**Set problem**
All of the data should be output character for character, except the pictures.
-- Start Information provided --
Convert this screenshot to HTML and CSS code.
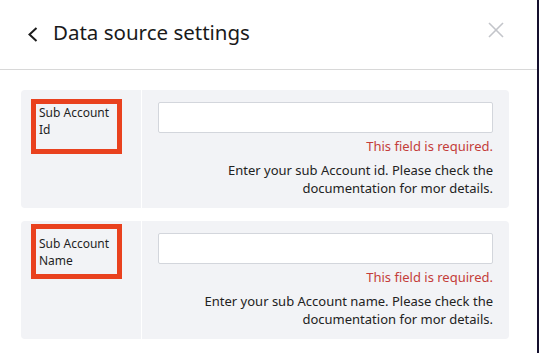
FILE: index.html
```html
<!DOCTYPE html>
<html lang="en">
  <head>
    <meta charset="UTF-8" />
    <meta name="viewport" content="width=device-width, initial-scale=1.0" />
    <title>Data source settings</title>
    <link rel="stylesheet" href="styles.css">
  </head>
  <body>
    <div class="drawer">
      <div class="header">
        <svg class="back" width="10" height="15" viewBox="0 0 10 15">
          <polyline points="8.5,1 1.5,7.5 8.5,14" fill="none" stroke="#1c1c1c" stroke-width="2" />
        </svg>
        <h3>Data source settings</h3>
        <svg class="close" width="16" height="16" viewBox="0 0 16 16">
          <line x1="1" y1="1" x2="15" y2="15" stroke="#c3c5ca" stroke-width="1.6" />
          <line x1="15" y1="1" x2="1" y2="15" stroke="#c3c5ca" stroke-width="1.6" />
        </svg>
      </div>

      <div class="content">
        <div class="field">
          <div class="field-label">Sub Account Id</div>
          <div class="field-body">
            <input type="text" id="subAccountId" />
            <div class="error">This field is required.</div>
            <div class="help">Enter your sub Account id. Please check the documentation for mor details.</div>
          </div>
          <div class="marker marker-first"></div>
        </div>

        <div class="field">
          <div class="field-label">Sub Account Name</div>
          <div class="field-body">
            <input type="text" id="subAccountName" />
            <div class="error">This field is required.</div>
            <div class="help">Enter your sub Account name. Please check the documentation for mor details.</div>
          </div>
          <div class="marker marker-second"></div>
        </div>
      </div>
    </div>
  </body>
</html>
```

FILE: styles.css
```css
body {
  font-family: "Noto Sans", "Open Sans", sans-serif;
  margin: 0;
  background-color: #15102e;
  height: 353px;
  overflow: hidden;
}

.drawer {
  width: 537px;
  height: 353px;
  background-color: white;
}

.header {
  display: flex;
  align-items: center;
  height: 69px;
  padding: 0 33px 0 28px;
  border-bottom: 1px solid #d8d8d8;
}

.back {
  margin-right: 15px;
}

h3 {
  flex: 1;
  margin: 0 0 5px 0;
  font-size: 20.5px;
  line-height: 20px;
  font-weight: normal;
  color: #1a1a1a;
}

.close {
  margin-bottom: 9px;
}

.content {
  display: flex;
  flex-direction: column;
  gap: 13px;
  padding: 20px 28px 0 21px;
}

.field {
  position: relative;
  display: grid;
  grid-template-columns: 120px 1fr;
  background-color: #f2f3f6;
  border-radius: 4px;
}

.field-label {
  padding: 14px 24px 0 18px;
  font-size: 12px;
  line-height: 17px;
  color: #1f1f1f;
}

.field-body {
  border-left: 1px solid white;
  padding: 12px 16px 11px 16px;
}

input {
  display: block;
  width: 100%;
  height: 31px;
  box-sizing: border-box;
  border: 1px solid #d3d6dc;
  border-radius: 2px;
  background: white;
  margin: 0;
}

.error {
  margin-top: 4px;
  text-align: right;
  font-size: 13px;
  line-height: 19px;
  color: #c43d3a;
}

.help {
  margin-top: 5px;
  text-align: right;
  font-size: 13px;
  line-height: 18px;
  color: #222;
}

.marker {
  position: absolute;
  left: 10px;
  width: 81px;
  height: 45px;
  border: 5px solid #e9411e;
}

.marker-first {
  top: 9px;
}

.marker-second {
  top: 3px;
}
```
-- End Information provided --
**Written solution**
Convert this screenshot to HTML and CSS code.
FILE: index.html
```html
<!DOCTYPE html>
<html lang="en">
  <head>
    <meta charset="UTF-8" />
    <meta name="viewport" content="width=device-width, initial-scale=1.0" />
    <title>Data source settings</title>
    <link rel="stylesheet" href="styles.css">
  </head>
  <body>
    <div class="drawer">
      <div class="header">
        <svg class="back" width="10" height="15" viewBox="0 0 10 15">
          <polyline points="8.5,1 1.5,7.5 8.5,14" fill="none" stroke="#1c1c1c" stroke-width="2" />
        </svg>
        <h3>Data source settings</h3>
        <svg class="close" width="16" height="16" viewBox="0 0 16 16">
          <line x1="1" y1="1" x2="15" y2="15" stroke="#c3c5ca" stroke-width="1.6" />
          <line x1="15" y1="1" x2="1" y2="15" stroke="#c3c5ca" stroke-width="1.6" />
        </svg>
      </div>

      <div class="content">
        <div class="field">
          <div class="field-label">Sub Account Id</div>
          <div class="field-body">
            <input type="text" id="subAccountId" />
            <div class="error">This field is required.</div>
            <div class="help">Enter your sub Account id. Please check the documentation for mor details.</div>
          </div>
          <div class="marker marker-first"></div>
        </div>

        <div class="field">
          <div class="field-label">Sub Account Name</div>
          <div class="field-body">
            <input type="text" id="subAccountName" />
            <div class="error">This field is required.</div>
            <div class="help">Enter your sub Account name. Please check the documentation for mor details.</div>
          </div>
          <div class="marker marker-second"></div>
        </div>
      </div>
    </div>
  </body>
</html>
```

FILE: styles.css
```css
body {
  font-family: "Noto Sans", "Open Sans", sans-serif;
  margin: 0;
  background-color: #15102e;
  height: 353px;
  overflow: hidden;
}

.drawer {
  width: 537px;
  height: 353px;
  background-color: white;
}

.header {
  display: flex;
  align-items: center;
  height: 69px;
  padding: 0 33px 0 28px;
  border-bottom: 1px solid #d8d8d8;
}

.back {
  margin-right: 15px;
}

h3 {
  flex: 1;
  margin: 0 0 5px 0;
  font-size: 20.5px;
  line-height: 20px;
  font-weight: normal;
  color: #1a1a1a;
}

.close {
  margin-bottom: 9px;
}

.content {
  display: flex;
  flex-direction: column;
  gap: 13px;
  padding: 20px 28px 0 21px;
}

.field {
  position: relative;
  display: grid;
  grid-template-columns: 120px 1fr;
  background-color: #f2f3f6;
  border-radius: 4px;
}

.field-label {
  padding: 14px 24px 0 18px;
  font-size: 12px;
  line-height: 17px;
  color: #1f1f1f;
}

.field-body {
  border-left: 1px solid white;
  padding: 12px 16px 11px 16px;
}

input {
  display: block;
  width: 100%;
  height: 31px;
  box-sizing: border-box;
  border: 1px solid #d3d6dc;
  border-radius: 2px;
  background: white;
  margin: 0;
}

.error {
  margin-top: 4px;
  text-align: right;
  font-size: 13px;
  line-height: 19px;
  color: #c43d3a;
}

.help {
  margin-top: 5px;
  text-align: right;
  font-size: 13px;
  line-height: 18px;
  color: #222;
}

.marker {
  position: absolute;
  left: 10px;
  width: 81px;
  height: 45px;
  border: 5px solid #e9411e;
}

.marker-first {
  top: 9px;
}

.marker-second {
  top: 3px;
}
```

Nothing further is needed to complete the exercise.